(Saved data entries)
[BEGIN]

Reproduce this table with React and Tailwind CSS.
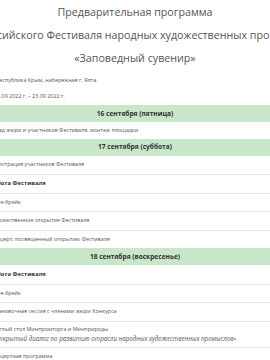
export default function App() {
  const Band = ({ children }) => (
    <div className="h-[17px] bg-[#c8e6c9] flex items-center justify-center font-bold text-[6.6px] text-[#333] whitespace-nowrap">
      {children}
    </div>
  );
  const Row = ({ children, bold, h = "h-[18.5px]", first }) => (
    <div
      className={`${h} flex flex-col justify-center text-[5.4px] leading-[9px] whitespace-nowrap ${first ? "" : "border-t border-[#e8e8e8]"} ${bold ? "font-bold text-[#333] text-[5.8px]" : "text-[#555]"}`}
    >
      {children}
    </div>
  );
  return (
    <div className="w-[270px] h-[360px] overflow-hidden bg-white font-['Open_Sans',sans-serif]">
      <div className="ml-[-10px] w-[290px]">
        <div className="pt-px text-[10.7px] leading-[23px] text-[#555]">
          <div className="flex justify-center whitespace-nowrap">
            <span className="shrink-0">Предварительная программа</span>
          </div>
          <div className="flex justify-center whitespace-nowrap">
            <span className="shrink-0">Всероссийского Фестиваля народных художественных промыслов</span>
          </div>
          <div className="flex justify-center whitespace-nowrap">
            <span className="shrink-0">«Заповедный сувенир»</span>
          </div>
        </div>
        <div className="mt-[4px] pl-[6px] text-[5.4px] leading-[12px] text-[#555] whitespace-nowrap">
          Республика Крым, набережная г. Ялта.
        </div>
        <div className="mt-[4px] pl-[4px] text-[5.4px] leading-[12px] text-[#555] whitespace-nowrap">
          16.09 2022 г. – 23.09 2022 г.
        </div>
        <div className="mt-[3px]">
          <Band>16 сентября (пятница)</Band>
          <Row first h="h-[16.5px]">Заезд жюри и участников Фестиваля, монтаж площадки</Row>
          <Band>17 сентября (суббота)</Band>
          <Row first>Регистрация участников Фестиваля</Row>
          <Row bold>Работа Фестиваля</Row>
          <Row>Кофе-брейк</Row>
          <Row>Художественное открытие Фестиваля</Row>
          <Row>Концерт, посвященный открытию Фестиваля</Row>
          <Band>18 сентября (воскресенье)</Band>
          <Row first bold>Работа Фестиваля</Row>
          <Row>Кофе-брейк</Row>
          <Row>Установочная сессия с членами жюри Конкурса</Row>
          <Row h="h-[26px]">
            <span>Круглый стол Минпромторга и Минприроды</span>
            <span className="italic text-[6.2px]">«Открытый диалог по развитию отрасли народных художественных промыслов»</span>
          </Row>
          <Row>Концертная программа</Row>
        </div>
      </div>
    </div>
  );
}
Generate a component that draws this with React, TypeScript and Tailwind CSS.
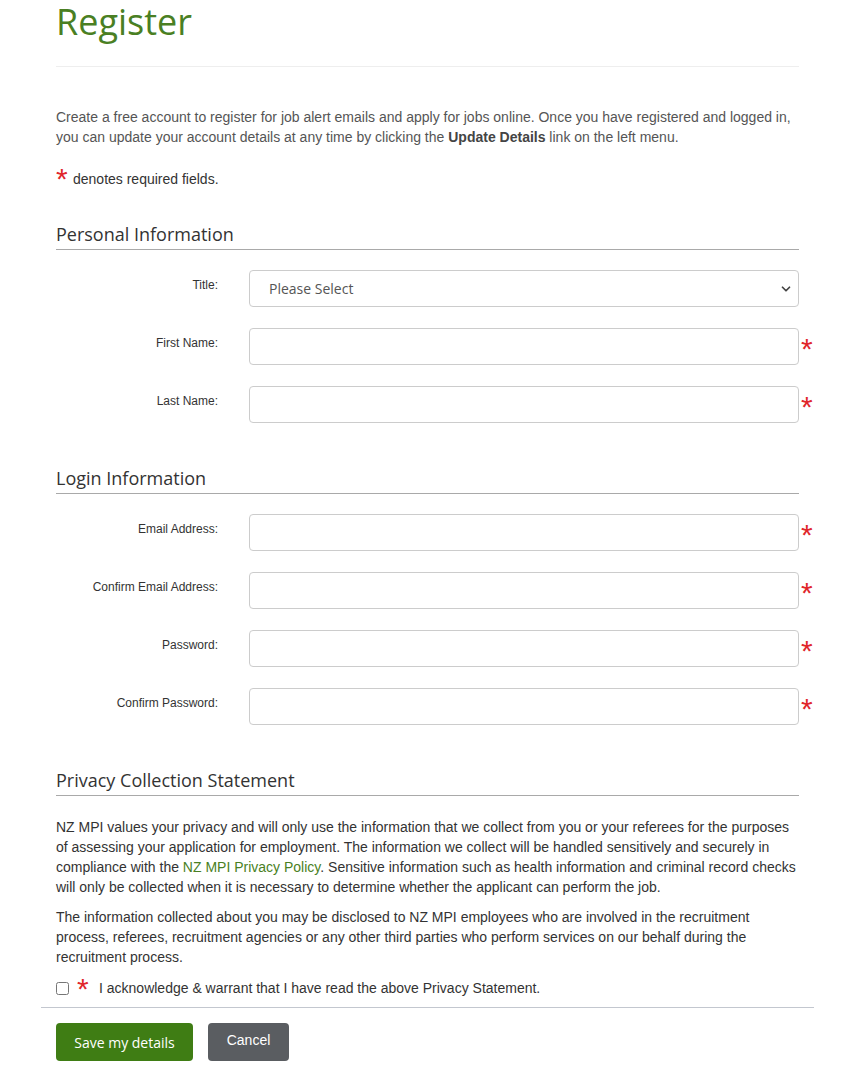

[END]

• _GIVEN REQUEST_
Reproduce the listing word for word and omit its pictures.

• _THE COMPLETED TASK_
Reproduce this table with React and Tailwind CSS.
export default function App() {
  const Band = ({ children }) => (
    <div className="h-[17px] bg-[#c8e6c9] flex items-center justify-center font-bold text-[6.6px] text-[#333] whitespace-nowrap">
      {children}
    </div>
  );
  const Row = ({ children, bold, h = "h-[18.5px]", first }) => (
    <div
      className={`${h} flex flex-col justify-center text-[5.4px] leading-[9px] whitespace-nowrap ${first ? "" : "border-t border-[#e8e8e8]"} ${bold ? "font-bold text-[#333] text-[5.8px]" : "text-[#555]"}`}
    >
      {children}
    </div>
  );
  return (
    <div className="w-[270px] h-[360px] overflow-hidden bg-white font-['Open_Sans',sans-serif]">
      <div className="ml-[-10px] w-[290px]">
        <div className="pt-px text-[10.7px] leading-[23px] text-[#555]">
          <div className="flex justify-center whitespace-nowrap">
            <span className="shrink-0">Предварительная программа</span>
          </div>
          <div className="flex justify-center whitespace-nowrap">
            <span className="shrink-0">Всероссийского Фестиваля народных художественных промыслов</span>
          </div>
          <div className="flex justify-center whitespace-nowrap">
            <span className="shrink-0">«Заповедный сувенир»</span>
          </div>
        </div>
        <div className="mt-[4px] pl-[6px] text-[5.4px] leading-[12px] text-[#555] whitespace-nowrap">
          Республика Крым, набережная г. Ялта.
        </div>
        <div className="mt-[4px] pl-[4px] text-[5.4px] leading-[12px] text-[#555] whitespace-nowrap">
          16.09 2022 г. – 23.09 2022 г.
        </div>
        <div className="mt-[3px]">
          <Band>16 сентября (пятница)</Band>
          <Row first h="h-[16.5px]">Заезд жюри и участников Фестиваля, монтаж площадки</Row>
          <Band>17 сентября (суббота)</Band>
          <Row first>Регистрация участников Фестиваля</Row>
          <Row bold>Работа Фестиваля</Row>
          <Row>Кофе-брейк</Row>
          <Row>Художественное открытие Фестиваля</Row>
          <Row>Концерт, посвященный открытию Фестиваля</Row>
          <Band>18 сентября (воскресенье)</Band>
          <Row first bold>Работа Фестиваля</Row>
          <Row>Кофе-брейк</Row>
          <Row>Установочная сессия с членами жюри Конкурса</Row>
          <Row h="h-[26px]">
            <span>Круглый стол Минпромторга и Минприроды</span>
            <span className="italic text-[6.2px]">«Открытый диалог по развитию отрасли народных художественных промыслов»</span>
          </Row>
          <Row>Концертная программа</Row>
        </div>
      </div>
    </div>
  );
}
Generate a component that draws this with React, TypeScript and Tailwind CSS.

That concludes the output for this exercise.